Tomorrow Stuart will step into the Valley Parade arena for possibly the final time. As a manager he is the first to admit he has ultimately failed this season and for that he believes he must carry the can. The sight of a choked up Stuart at Dagenham is one that will live me for some time, for it was not supposed to end like this. When he came back just over two years ago the dream of leading City to promotion felt so real but it has almost turned into a nightmare. Stuart didn’t have to come back, he didn’t have to risk tainting his reputation, he didn’t have to face the booing and chants of “you don’t know what you’re doing?”

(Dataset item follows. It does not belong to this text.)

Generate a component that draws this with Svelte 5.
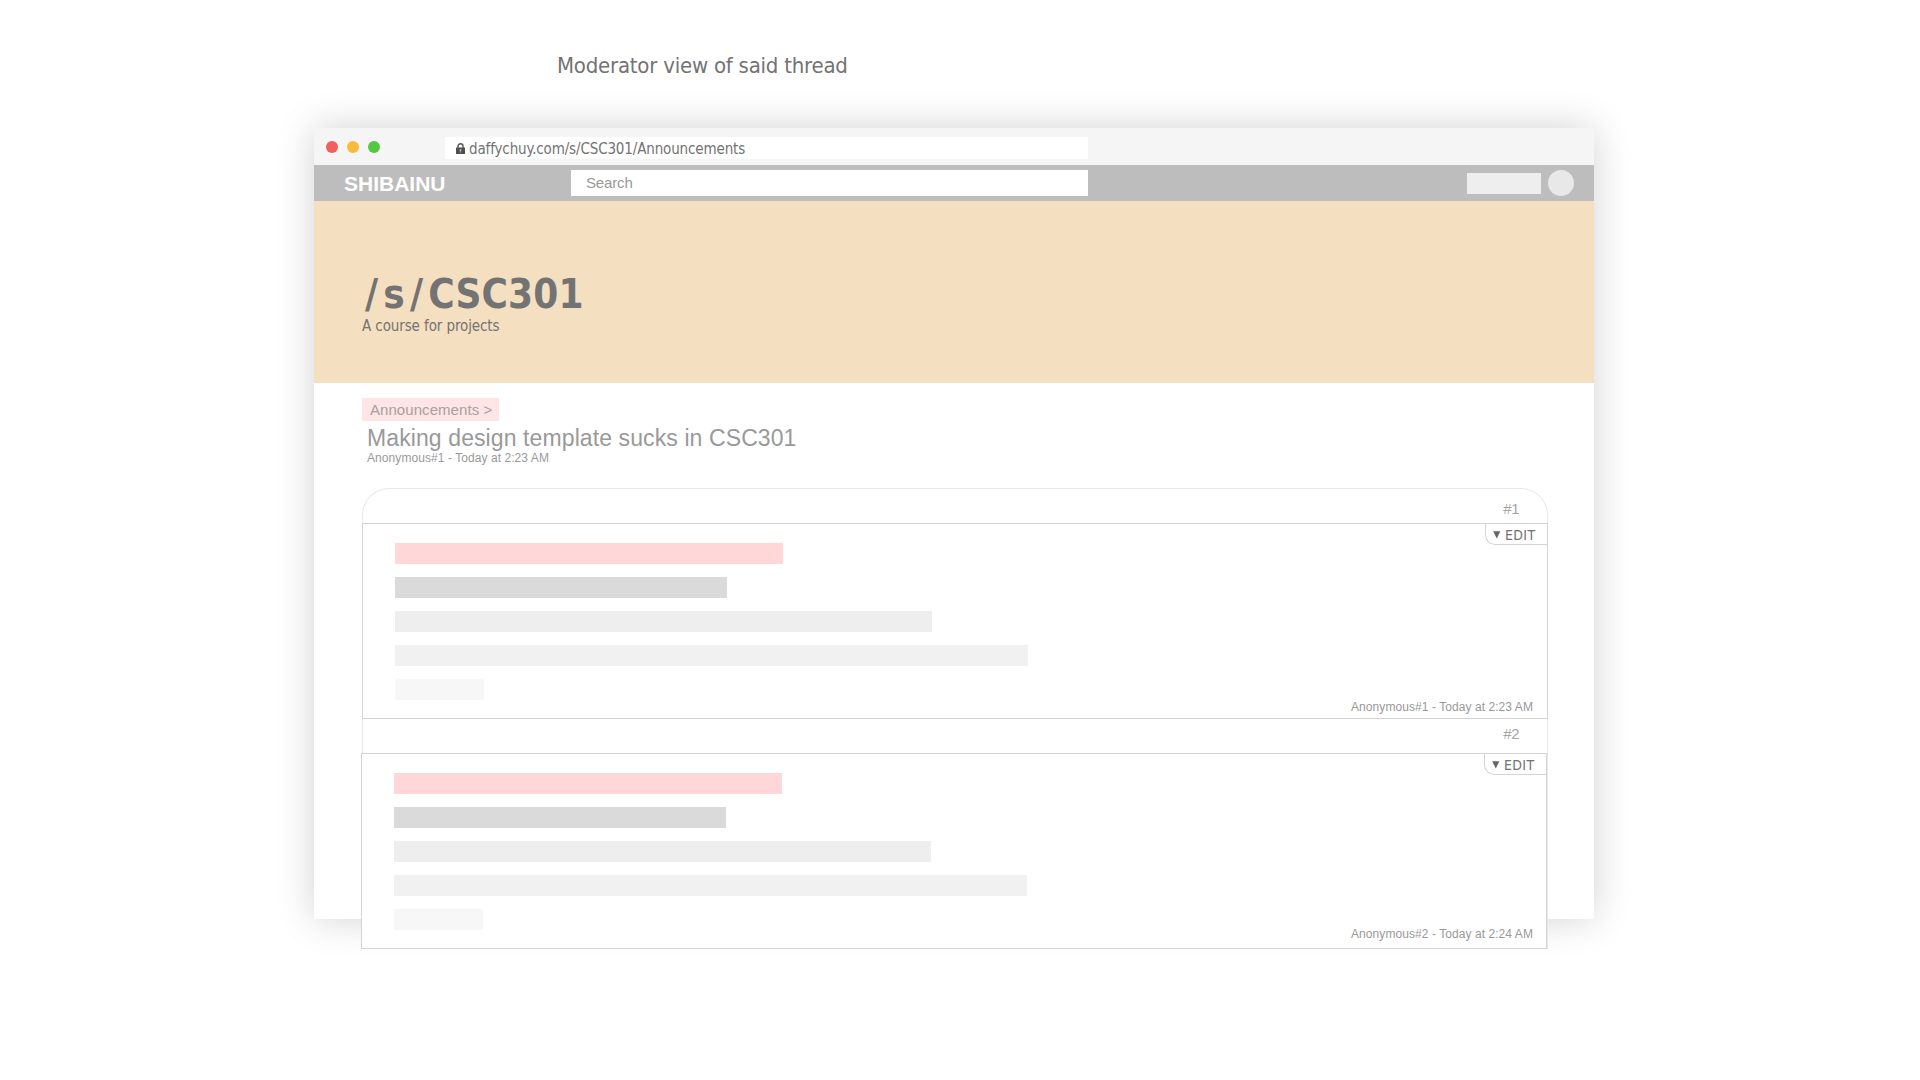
<script>
  const bars = [
    { width: 388, tone: 'pink' },
    { width: 332, tone: 'dark' },
    { width: 537, tone: 'mid' },
    { width: 633, tone: 'pale' },
    { width: 89, tone: 'faint' }
  ];

  const posts = [
    { id: 1, meta: 'Anonymous#1 - Today at 2:23 AM' },
    { id: 2, meta: 'Anonymous#2 - Today at 2:24 AM' }
  ];
</script>

<main class="page">
  <p class="caption">Moderator view of said thread</p>

  <section class="window">
    <div class="chrome">
      <div class="lights">
        <span class="dot red"></span>
        <span class="dot yellow"></span>
        <span class="dot green"></span>
      </div>
      <div class="url">
        <svg class="lock" width="9" height="11" viewBox="0 0 9 11">
          <path d="M2 5V3.1a2.5 2.4 0 0 1 5 0V5" fill="none" stroke="#555" stroke-width="1.4" />
          <rect x="0" y="4.5" width="9" height="6.5" rx="0.6" fill="#505050" />
          <path d="M3.7 6.3h1.6v1.3l-.4.4v1.5h-.8V8l-.4-.4z" fill="#c4c4c4" />
        </svg>
        <span class="address">daffychuy.com/s/CSC301/Announcements</span>
      </div>
    </div>

    <nav class="nav">
      <span class="brand">SHIBAINU</span>
      <div class="search">Search</div>
      <div class="account">
        <span class="pill"></span>
        <span class="avatar"></span>
      </div>
    </nav>

    <header class="hero">
      <h1><span class="prefix">/s/</span>CSC301</h1>
      <p>A course for projects</p>
    </header>

    <div class="content">
      <div class="crumb">Announcements &gt;</div>
      <h2>Making design template sucks in CSC301</h2>
      <p class="byline">Anonymous#1 - Today at 2:23 AM</p>

      <div class="thread">
        {#each posts as post, i (post.id)}
          <div class="number" class:reply={i > 0}>#{post.id}</div>
          <article class="post" class:reply={i > 0}>
            <div class="bars">
              {#each bars as bar}
                <div class="bar {bar.tone}" style="width: {bar.width}px"></div>
              {/each}
            </div>
            <p class="meta">{post.meta}</p>
            <div class="edit">
              <svg width="8" height="8" viewBox="0 0 8 8"><path d="M0.2 0.2h7.2L3.8 7.6z" fill="#666" /></svg>
              <span>EDIT</span>
            </div>
          </article>
        {/each}
      </div>
    </div>
  </section>
</main>

<style>
  :global(body) {
    background: #fff;
  }

  .page {
    box-sizing: border-box;
    width: 1920px;
    height: 1080px;
    overflow: hidden;
    padding-top: 51px;
    font-family: "Liberation Sans", Arial, sans-serif;
    color: #999;
  }

  h1,
  h2,
  p {
    margin: 0;
    font-weight: normal;
  }

  .caption,
  .address,
  .hero,
  .edit {
    font-family: "DejaVu Sans Condensed", Tahoma, sans-serif;
    color: #737373;
  }

  .caption {
    margin-left: 557px;
    font-size: 22px;
    line-height: 30px;
    letter-spacing: -0.23px;
  }

  .window {
    width: 1280px;
    height: 791px;
    margin: 47px 0 0 314px;
    background: #fff;
    box-shadow: 0 0 36px rgba(0, 0, 0, 0.18);
  }

  .chrome {
    box-sizing: border-box;
    display: flex;
    height: 37px;
    padding: 9px 0 0 12px;
    background: #f5f5f5;
  }

  .lights {
    display: flex;
    gap: 9px;
    width: 119px;
    padding-top: 4px;
  }

  .dot {
    width: 12px;
    height: 12px;
    border-radius: 50%;
  }

  .red {
    background: #f25e5a;
  }

  .yellow {
    background: #f9bc3a;
  }

  .green {
    background: #53c842;
  }

  .url {
    box-sizing: border-box;
    display: flex;
    gap: 4px;
    width: 643px;
    height: 22px;
    padding: 1px 0 0 11px;
    background: #fff;
  }

  .lock {
    flex: none;
    margin-top: 5px;
  }

  .address {
    font-size: 15px;
    line-height: 22px;
    letter-spacing: -0.14px;
  }

  .nav {
    display: flex;
    align-items: center;
    height: 36px;
    padding-right: 20px;
    background: #bdbdbd;
  }

  .brand {
    width: 227px;
    padding: 1px 0 0 30px;
    font-size: 21px;
    font-weight: bold;
    line-height: 35px;
    color: #fff;
  }

  .search {
    width: 502px;
    height: 26px;
    padding-left: 15px;
    background: #fff;
    font-size: 15px;
    line-height: 26px;
    letter-spacing: -0.15px;
  }

  .account {
    display: flex;
    align-items: center;
    gap: 7px;
    margin-left: auto;
  }

  .pill {
    width: 74px;
    height: 21px;
    background: #eee;
  }

  .avatar {
    width: 26px;
    height: 26px;
    border-radius: 50%;
    background: #e8e8e8;
  }

  .hero {
    box-sizing: border-box;
    height: 182px;
    padding: 70px 0 0 48px;
    background: #f5dfc1;
  }

  .hero h1 {
    padding: 1px 0 0 3px;
    font-size: 40px;
    font-weight: bold;
    line-height: 44px;
    letter-spacing: 0.1px;
  }

  .prefix {
    letter-spacing: 5.2px;
  }

  .hero p {
    font-size: 15px;
    line-height: 20px;
    letter-spacing: -0.1px;
  }

  .content {
    padding: 15px 0 0 48px;
  }

  .crumb {
    box-sizing: border-box;
    width: 137px;
    height: 23px;
    padding-left: 8px;
    background: #ffe5e5;
    font-size: 15px;
    line-height: 23px;
    letter-spacing: 0.06px;
    color: #a8a0a0;
  }

  h2 {
    margin-top: 4px;
    padding-left: 5px;
    font-size: 23px;
    line-height: 26px;
    letter-spacing: 0.1px;
  }

  .byline {
    padding-left: 5px;
    font-size: 12px;
    line-height: 14px;
    letter-spacing: 0.07px;
  }

  .thread {
    box-sizing: border-box;
    width: 1186px;
    height: 461px;
    margin-top: 23px;
    border: 1px solid #e8e8e8;
    border-bottom: 0;
    border-radius: 27px 27px 0 0;
  }

  .number {
    box-sizing: border-box;
    height: 34px;
    padding: 5px 28px 0 0;
    font-size: 15px;
    line-height: 29px;
    letter-spacing: -0.5px;
    text-align: right;
    color: #a5a5a5;
  }

  .number.reply {
    padding-top: 0;
    line-height: 30px;
  }

  .post {
    position: relative;
    box-sizing: border-box;
    display: flex;
    justify-content: space-between;
    align-items: flex-end;
    width: 1186px;
    height: 196px;
    margin-left: -1px;
    padding: 0 14px 3px 32px;
    border: 1px solid #d4d4d4;
    background: #fff;
  }

  .post.reply {
    margin-left: -2px;
    padding: 0 13px 6px 32px;
  }

  .bars {
    display: flex;
    flex-direction: column;
    align-self: flex-start;
    gap: 13px;
    padding-top: 19px;
  }

  .bar {
    height: 21px;
  }

  .pink {
    background: #ffd7d8;
  }

  .dark {
    background: #dadada;
  }

  .mid {
    background: #eee;
  }

  .pale {
    background: #f1f1f1;
  }

  .faint {
    background: #f7f7f7;
  }

  .meta {
    font-size: 12px;
    line-height: 16px;
    letter-spacing: 0.07px;
  }

  .edit {
    position: absolute;
    top: 0;
    right: 0;
    box-sizing: border-box;
    display: flex;
    gap: 4px;
    width: 62px;
    height: 21px;
    padding-left: 7px;
    border-left: 1px solid #d4d4d4;
    border-bottom: 1px solid #d4d4d4;
    border-bottom-left-radius: 10px;
    font-size: 14px;
    line-height: 22px;
    letter-spacing: 0.35px;
  }

  .edit svg {
    flex: none;
    margin-top: 7px;
  }
</style>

Whatever the viewpoint on whether he should honour his threat to quit or stay and fight on, it would take a supporter with a heart of steel not to feel sad when looking at the emotional turmoil Stuart appears to be going through. The man telling us supporters he wasn’t good enough at Dagenham was a man seemingly making his resignation speech. No one could argue he hasn’t given everything he can to deliver success this season but, with credible rumours of the stress from failing impacting on his health, his decision to stay or go must first and foremost be made by what’s best for himself and his family. If it is to be the end, no one should begrudge him one last fantastic reception tomorrow.

There is still the slimmest of chances that this season might still have a happy ending. If Dagenham lose at Notts County and if Shrewsbury suffer an unlikely home defeat to Lincoln, then a City home win would mean going to Chesterfield next Saturday with the slimmest of chances still in tact. Should either the Daggers or the Shrews gain at least a point, however, the play off trap door will be effectively closed with the pair due to play each other on the final day. Chesterfield (at Accrington) and Morecambe (at Exeter) can’t be discounted either, leaving City playing for a lot of what ifs.

Stuart’s players, who have been largely sheltered from a heap of justified criticism thanks to their manager, will hope to at least start making amends with what for many could also be their final appearance at Valley Parade. Rhys Evans, hoping for a new deal, will keep goal looking to recover from a rare mistake last week. In front of him will be Zesh Rehman, who has being promised a game in the centre. The stock of the Pakistan international has fallen considerably in recent weeks, though with seemingly no future at parent club QPR I personally wouldn’t object to him making a permanent move here this summer.

He will probably partner Graeme Lee, unless the City captain fails to recover sufficiently from last week’s injury in which case Matt Clarke will keep his place. Something tells me that, if he plays, Clarke is going to get booed by some fans, and he may not be the only one. The full back slots will be taken by Paul Arnison and freshly-crowned Player of the Season Luke O’Brien. Paul Heckingbottom (remember him?) has surely worn Claret and Amber for the last time.

The selection in midfield has been inconsistent and one of the most disappointing factors of last week’s defeat was how poor Paul McLaren and Lee Bullock – impressive in the last home game – were. The latter is hoping for another deal while the former is surely one of last summer’s signings with a clause in his contract allowing him to leave if promotion isn’t achieved. Perhaps like Mark Bower, McLaren looks a better player at a higher level. Considering the excitement generated when he was signed, ‘disappointing’ is a kind way of describing his season. With Dean Furman nearing fitness and Nicky Law benched recently, the chance to recall the on-loan pair for a good send off will be welcome. On the flanks will be two from Steve Jones, Chris Brandon, Joe Colbeck and Keith Gillespie.

Up front the rumours are it could be Peter Thorne’s last home game too. A new contract offer would surely be on the table, but a season of niggling injuries may have taken their toll and the popular forward call it a day. Michael Boulding, another surely with that release clause, will be vying to partner him ahead of Paul Mullin. A place on the bench could be Leon Osborne’s reward for a midweek hat trick in the reserves.

Rotherham will go above City if they win and can look forward to a summer during which they are sure to be touted as favourites to win League Two. Mark Robins the player may not enjoy Stuart-esqe standing with Millers supporters, but the popular forward is a popular manager and seems to go about his job with great dignity. Take away the points deductions and they would be 2nd in the league now, but they are not and they have less to play for than City players – even if there wasn’t any chance of the play offs.

For the players are telling us they want Stuart to stay and the owner is telling us they want him to stay. There are conflicting views among supporters, but the reaction this week has been uplifting with so many people coming out in support of the manager. There is a significant – a seemingly majority – amount of fans who want him to have another go at delivering promotion next season, to continue building up the club and to ultimately take it back to the sort of heights he was a big part of as a player.

It remains to be seen what sort of influence this support has on Stuart’s final decision, but if he is considering making tomorrow his final Valley Parade curtain he will end it knowing most of his audience wants at least another season’s encore.